El Parnita es una antojería única,” wrote an unnamed journalist at Hotbook last month. And then somebody else inserted the following photo:

Copywrite somebody else at hotbook.com.mx

“El Parnita is a unique …” Okay, it turns out I don’t know how to translate “antojería.” Just think of it as a place that provides you with the kinds of foods you crave. Which is to say, this is a taquería and not a salad bar, dudes. If you accept crowd-size as indicative, this one ranks among Mexico City’s favorites. And this brings me to the point by which the above photo becomes problematic: in fact, I am pretty sure the only time El Parnita looks as it does above is well past closing time.

What I found, in contrast, was something more like what you see here:

In this write, my most important assertion is that every taco you have ever had is likely to pale in comparison to what you are about to experience: Tacos Carmelita, Garbanzo Bertha, flor de calabaza con crema, pulled pork... I state this having done Farolita and Califa and a whole lot of street and market and chingona holes-in-the-wall taquerías in my now-decade-long Mexico City residency. I state this, too, having done my internet research. El Parnita rates 9.2 out of 10 on Foursquare and has 4.5 stars on Yelp.

Source: Peeking Duck’s “A Roma Norte neighbourhood guide”

Eso dicho, I have chosen to focus in this write on the El Parnita vibe―since vibe rather than taste can be conveyed convincingly via text. I mean this as a euphemism for “Go do your own taste tests, queridos.” So now let’s return to vibe. Beginning with my ethnographic evidence:

Mariana, who is a jeweler into working with raw cut stones and gold, called El Parnita “traditional Mexican with a touch of kitsch.”

Naiki, an entrepreneur into furniture design, said, “It’s like a restaurant from a small town in the middle of Mexico City.”

Later, eleven year old Skaska who is an up-and-coming blogger in her own right chose the words: “Classic meets modern, where people can be comfortable and without problems.” No small claim in the postmodernist, neoliberal year of 2016. “Rustic,” Skaska added as an afterthought, and she didn’t mean overly commodified faux-rustic when she said this.

Naiki + Mariana

Think overwhelmingly-hipster-at-first-glance-which-quickly-gives-way-to-something-infinitely-cooler.

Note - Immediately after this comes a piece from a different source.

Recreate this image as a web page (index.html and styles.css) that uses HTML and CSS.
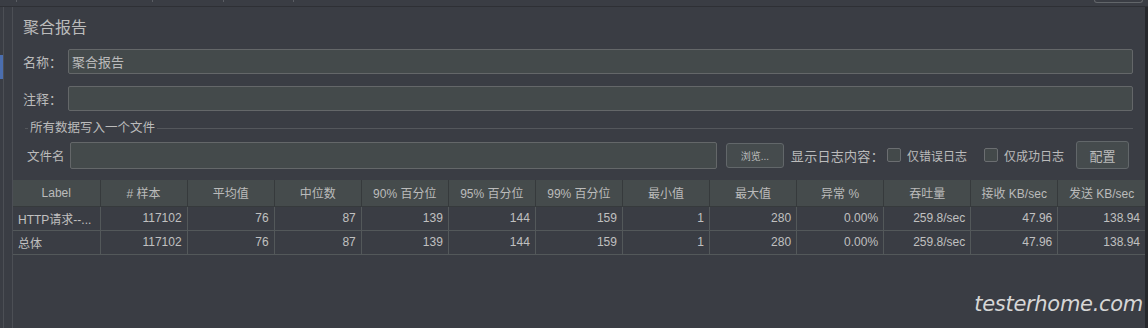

Because the hipsters are there. And in fact, I would argue that the Mexico City art and design crowd is overrepresented at El Parnita. “He’s a designer, she’s a photographer… That table over there, they’re designers, too” Mariana explained; “siempre hay muchos creativos” (there are always many creatives).

Like a coworking of taco eaters, I wrote into my notes. Once inside, however, you realize you are among hipsters, creatives, plus everybody else and their grandmothers.

“This place was opened with antecedents,” co-owner of the family establishment, Paulino, said; “not with money, but with care and soul. I am here with you now, but I was also with him, and him, and him,” he explained while pointing from table to table to table.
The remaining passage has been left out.